Because Evolution involves a motorcycle and finish times, it’s easy to file it under ‘racing game’, but don’t be fooled – this is a platformer at heart. We’ve come to equate the genre with the physical act of a character running and jumping, but RedLynx’s motorcycle just interacts with ramps and platforms in a more engaging manner. When you’re landing on feet, you either stick the jump or you don’t, but a rear-drive motorcycle requires careful attention to balance and pitch.
Evolution’s tracks burst at the seams with references to other games and broader touchstones of popular geek culture. Trials Of Limbo sees the silhouette of your rider biking through Playdead’s dreamy monochromatic landscape. Titan Graveyard pays homage to Team Ico, featuring massive stone hands jutting from the ground, windmills, and hanging cages like the one that held Ico’s Yorda hostage. Lab Rat references Portal. Dark City Run is modelled after Sin City’s noir-ish tricolour palette.

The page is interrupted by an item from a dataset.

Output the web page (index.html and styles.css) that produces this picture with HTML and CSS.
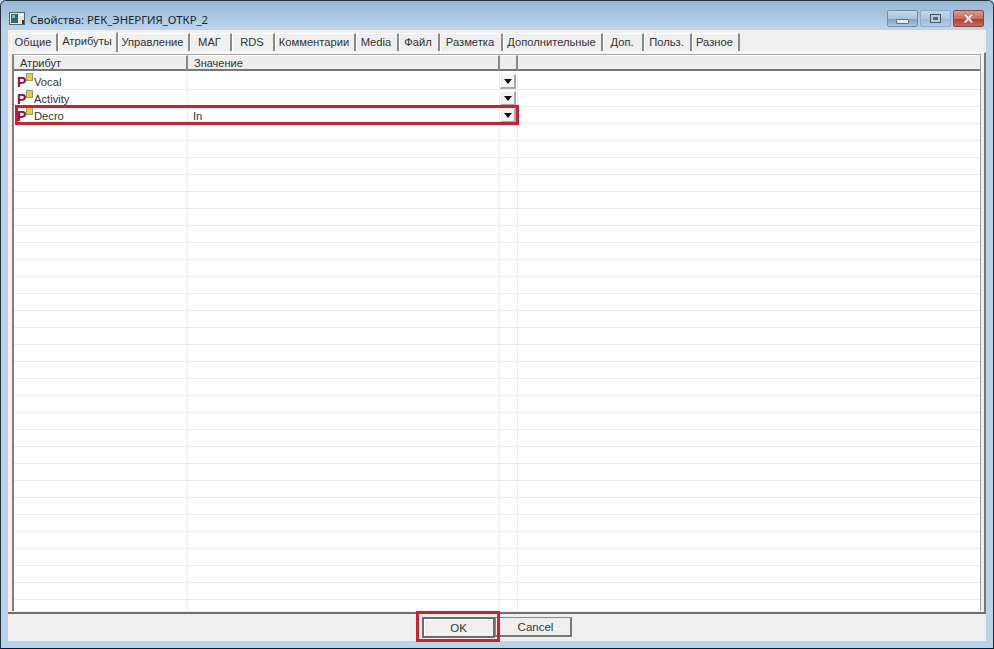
FILE: index.html
```html
<!DOCTYPE html>
<html lang="ru">
<head>
<meta charset="utf-8">
<title>Свойства</title>
<link rel="stylesheet" href="styles.css">
</head>
<body>
<div class="window">
  <div class="titlebar">
    <svg class="appicon" width="16" height="13" viewBox="0 0 16 13"><rect x="0.5" y="0.5" width="15" height="12" fill="#dfe6e6" stroke="#55666a"/><rect x="2" y="2" width="7" height="9" fill="#2f6a68"/><rect x="3" y="3" width="3" height="3" fill="#8fb5b0"/><rect x="11" y="2" width="3" height="2" fill="#fff"/><rect x="13" y="8" width="2" height="4" fill="#333"/></svg>
    <span class="title">Свойства: РЕК_ЭНЕРГИЯ_ОТКР_2</span>
    <div class="caption">
      <div class="capbtn min"><i class="minglyph"></i></div>
      <div class="capbtn max"><i class="maxglyph"></i></div>
      <div class="capbtn close"><svg width="15" height="11" viewBox="0 0 15 11"><path d="M2 1h3l2.500 2.500L10 1h3L9.300 5.500 13 10h-3L7.500 7.500 5 10H2l3.700-4.500z" fill="#f4eeea" stroke="#8a3a30" stroke-width="0.500"/></svg></div>
    </div>
  </div>
  <div class="client">
    <div class="tabs">
      <div class="tab w47">Общие</div>
      <div class="tab active w60">Атрибуты</div>
      <div class="tab w72">Управление</div>
      <div class="tab w42">МАГ</div>
      <div class="tab w43">RDS</div>
      <div class="tab w81">Комментарии</div>
      <div class="tab w43">Media</div>
      <div class="tab w41">Файл</div>
      <div class="tab w63">Разметка</div>
      <div class="tab w100">Дополнительные</div>
      <div class="tab w41">Доп.</div>
      <div class="tab w48">Польз.</div>
      <div class="tab w48">Разное</div>
    </div>
    <div class="panel">
      <div class="list">
        <div class="header">
          <div class="hcell c1">Атрибут</div>
          <div class="hcell c2">Значение</div>
          <div class="hcell c3"></div>
          <div class="hcell c4"></div>
        </div>
        <div class="rows">
          <div class="row"><div class="cell c1"><span class="pico">P</span><i class="sq"></i><span>Vocal</span></div><div class="cell c2"></div><div class="cell c3"><div class="drop"><i class="arrow"></i></div></div><div class="cell c4"></div></div>
          <div class="row"><div class="cell c1"><span class="pico">P</span><i class="sq"></i><span>Activity</span></div><div class="cell c2"></div><div class="cell c3"><div class="drop"><i class="arrow"></i></div></div><div class="cell c4"></div></div>
          <div class="row"><div class="cell c1"><span class="pico">P</span><i class="sq"></i><span>Decro</span></div><div class="cell c2">In</div><div class="cell c3"><div class="drop"><i class="arrow"></i></div></div><div class="cell c4"></div></div>
          <div class="filler"></div>
        </div>
        <div class="mark markrow"></div>
      </div>
    </div>
    <div class="footer">
      <div class="okwrap">
        <button class="btn ok">OK</button>
        <div class="mark markok"></div>
      </div>
      <button class="btn cancel">Cancel</button>
    </div>
  </div>
</div>
</body>
</html>
```
FILE: styles.css
```css
* { box-sizing: border-box; }
html, body { margin: 0; padding: 0; height: 100%; background: #b9d3ea; overflow: hidden; }
body { font-family: "Liberation Sans", Arial, sans-serif; font-size: 12px; color: #222; }

.window {
  width: 994px; height: 649px;
  display: flex; flex-direction: column;
  background: #b9d3eb;
  border: 1px solid #25323e;
  border-bottom: 1px solid #10181e;
  border-radius: 6px 6px 0 0;
  box-shadow: inset 0 -2px 0 #a9dcf2;
  padding: 0 7px 7px;
}
.titlebar {
  margin: 0 -7px; padding: 0 9px 0 8px;
  height: 29px; flex: none;
  display: flex; align-items: center;
  background: linear-gradient(#97b8d6 0, #a9c6e0 50%, #bcd5ec 100%);
  border-radius: 6px 6px 0 0;
}
.appicon { flex: none; margin: 6px 5px 0 0; }
.title { font-family: "Noto Sans", sans-serif; font-size: 11.350px; color: #1c2630; padding-top: 7px; }
.caption { margin-left: auto; display: flex; gap: 2px; align-self: flex-start; margin-top: 9px; }
.capbtn { height: 17px; display: flex; align-items: center; justify-content: center; border: 1px solid #6f8ba8; border-radius: 2px; }
.min { width: 31px; background: linear-gradient(#c4d7ea 0, #a9c3dc 50%, #7f9ebd 55%, #b0c8df 100%); }
.max { width: 31px; background: linear-gradient(#c0d5e9 0, #aec8e0 50%, #9dbad6 55%, #b6cee4 100%); border-color: #90acc8; }
.close { width: 31px; background: linear-gradient(#d79a8c 0, #c9705e 50%, #b0402e 55%, #c96a55 100%); border-color: #7d4a48; }
.minglyph { display: block; width: 13px; height: 5px; margin-top: 5px; background: #e4ecf3; border: 1px solid #5a7088; border-radius: 1px; }
.maxglyph { display: block; width: 11px; height: 9px; border: 1px solid #44586c; box-shadow: inset 0 0 0 2px #b8cde1, inset 0 0 0 4px #50667c; }

.client { flex: 1; display: flex; flex-direction: column; background: #efefef; min-height: 0; }
.tabs { height: 22px; flex: none; display: flex; align-items: flex-end; padding-left: 3px; }
.tab {
  height: 18px; margin-bottom: 1px; flex: none;
  display: flex; align-items: center; justify-content: center;
  font-size: 11.200px; color: #333;
  border-top: 1px solid #fff; border-left: 1px solid #fff;
  border-right: 2px solid #8a8a8a;
  background: #efefef;
  padding: 0 2px 1px 0;
}
.tab.active { height: 20px; margin-bottom: 0; background: #f2f2f2; padding: 0 1px 3px 0; z-index: 1; }
.w41 { width: 41px; } .w42 { width: 42px; } .w43 { width: 43px; } .w47 { width: 47px; }
.w48 { width: 48px; } .w60 { width: 60px; } .w63 { width: 63px; } .w72 { width: 72px; }
.w81 { width: 81px; } .w100 { width: 100px; }

.panel {
  flex: 1; min-height: 0; display: flex;
  padding: 1px 3px 1px 4px;
  border-top: 1px solid #fff;
  border-right: 2px solid #777;
  border-bottom: 2px solid #6e6e6e;
  background: #f0f0f0;
}
.list {
  flex: 1; position: relative; display: flex; flex-direction: column; min-height: 0;
  background: #fff;
  border-left: 2px solid #808080;
  border-top: 1px solid #aaa;
  border-right: 1px solid #a0a0a0;
}
.header { height: 18px; flex: none; display: flex; background: #fff; }
.hcell {
  height: 16px; padding: 0 0 0 6px; font-size: 11px; line-height: 14px; color: #333;
  background: #ededed; border-bottom: 2px solid #777; border-right: 2px solid #888; border-top: 1px solid #fff;
}
.c1 { width: 174px; flex: none; }
.c2 { width: 312px; flex: none; }
.c3 { width: 18px; flex: none; }
.c4 { flex: 1; }
.hcell.c4 { border-right: 0; }

.rows { flex: 1; min-height: 0; display: flex; flex-direction: column; }
.row { height: 17px; flex: none; display: flex; border-bottom: 1px solid #ececec; }
.cell { height: 16px; border-right: 1px solid #ececec; display: flex; align-items: flex-end; line-height: 14px; font-size: 11.200px; color: #333; white-space: nowrap; }
.cell.c2 { padding-left: 5px; }
.cell.c4 { border-right: 0; }
.filler {
  flex: 1; min-height: 0;
  background-image:
    linear-gradient(to right, transparent 173px, #ececec 173px, #ececec 174px, transparent 174px, transparent 485px, #ececec 485px, #ececec 486px, transparent 486px, transparent 503px, #ececec 503px, #ececec 504px, transparent 504px),
    repeating-linear-gradient(to bottom, transparent 0, transparent 16px, #ececec 16px, #ececec 17px);
}
.pico { font-weight: bold; font-size: 14px; line-height: 14px; color: #8c0f3c; width: 9px; margin-left: 3px; flex: none; }
.sq { width: 7px; height: 8px; flex: none; align-self: flex-start; margin: 0 1px 0 0; background: #e0d52a; border: 1px solid #9a9a68; }
.drop {
  width: 16px; height: 15px; display: flex; align-items: center; justify-content: center;
  background: #f2f2f2; border-right: 2px solid #aaa; border-bottom: 2px solid #aaa;
  border-top: 1px solid #fff; border-left: 1px solid #fff;
}
.arrow { width: 0; height: 0; border-left: 4px solid transparent; border-right: 4px solid transparent; border-top: 5px solid #111; }

.mark { position: absolute; border: 3px solid #cf2030; pointer-events: none; }
.markrow { left: 1px; top: 50px; width: 504px; height: 20px; }

.footer { flex: none; height: 27px; display: flex; justify-content: center; padding-top: 3px; }
.okwrap { position: relative; }
.btn { display: block; font-family: "Liberation Sans", Arial, sans-serif; font-size: 11.500px; color: #333; background: #efefef; padding: 0; }
.ok { width: 73px; height: 21px; border: 2px solid #6a6a6a; box-shadow: inset 1px 1px 0 #fff; }
.cancel { width: 77px; height: 20px; border: 1px solid #888; border-right: 2px solid #777; border-bottom: 2px solid #777; padding-left: 5px; }
.markok { left: -6px; top: -6px; width: 84px; height: 31px; }
```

The only aspect of Evolution that doesn’t improve ?on its sublime predecessor is its generally lacklustre skill games. Freestyler finds your rider trading his bike for skis and slaloming along a dirt track, accruing points for distance and additional bonuses for performing flips. It feels like a rehash of Flip Hunter from HD, only far more rigid and stiff without the springy bike physics in play. S.P.H.E.R.E. shows you can make a Marble Madness-type game in Evolution’s editor, only one that’s not as fun as the original. Exploding Man shows you can pay homage to ’Splosion Man, but again, it’s a pale imitation of the original. By using the skill games as a showcase for what it’s possible to make, as opposed to what’s most fun, the game momentarily loses sight ?of its first responsibility to players.
Beyond the singleplayer campaign, Evolution unleashes the deepest online experience in XBLA history. In addition to side-by-side Supercross (local or online with up to four players), playing over Xbox Live lets you go head to head on standard tracks against a friend in a private match, or against a stranger via matchmaking. Instead of the scrolling triangular marker from HD, Evolution drops a ghost – represented by a yellow dot – in the field of play that swoops along the track to represent either your live opponent or a legacy ghost you’ve selected from the overall leaderboard to test your skills against. It’s a seismic improvement over the linear scrolling markers of HD, adding a far more dynamic awareness of your rival’s progression.
But Evolution isn’t solely concerned with cremating the competition, and the muscular Track Editor lets you create as well. Just pick any point on its vast open map, drop a starting and finishing marker, and begin placing obstacles. It’s the same editor the designers at RedLynx used to make the game, which seems hard to believe until you realise you can load up the actual in-game levels to admire their painstaking handiwork, or even take them apart to see how they tick.
Despite the ease with which you can pull a rudimentary track together, with the bar being set so high, it’s easy to grow impatient with your inferior skills. Fortunately, there are people in the community who know what they’re doing and the Track Central will provide a steady stream of new, free content for the insatiable Trials fan. The ambitious, exacting craftsmanship of Evolution goes a long way to ensuring that every person who gives the game a proper chance will be seduced into becoming precisely such a fan.
Who knows, maybe those dudes on the Evolution menu screen are simply the avatars of a handful of RedLynx developers. They’re not itching to punch anything, just hoping for a congratulatory fist bump. Well, gentlemen, here you go.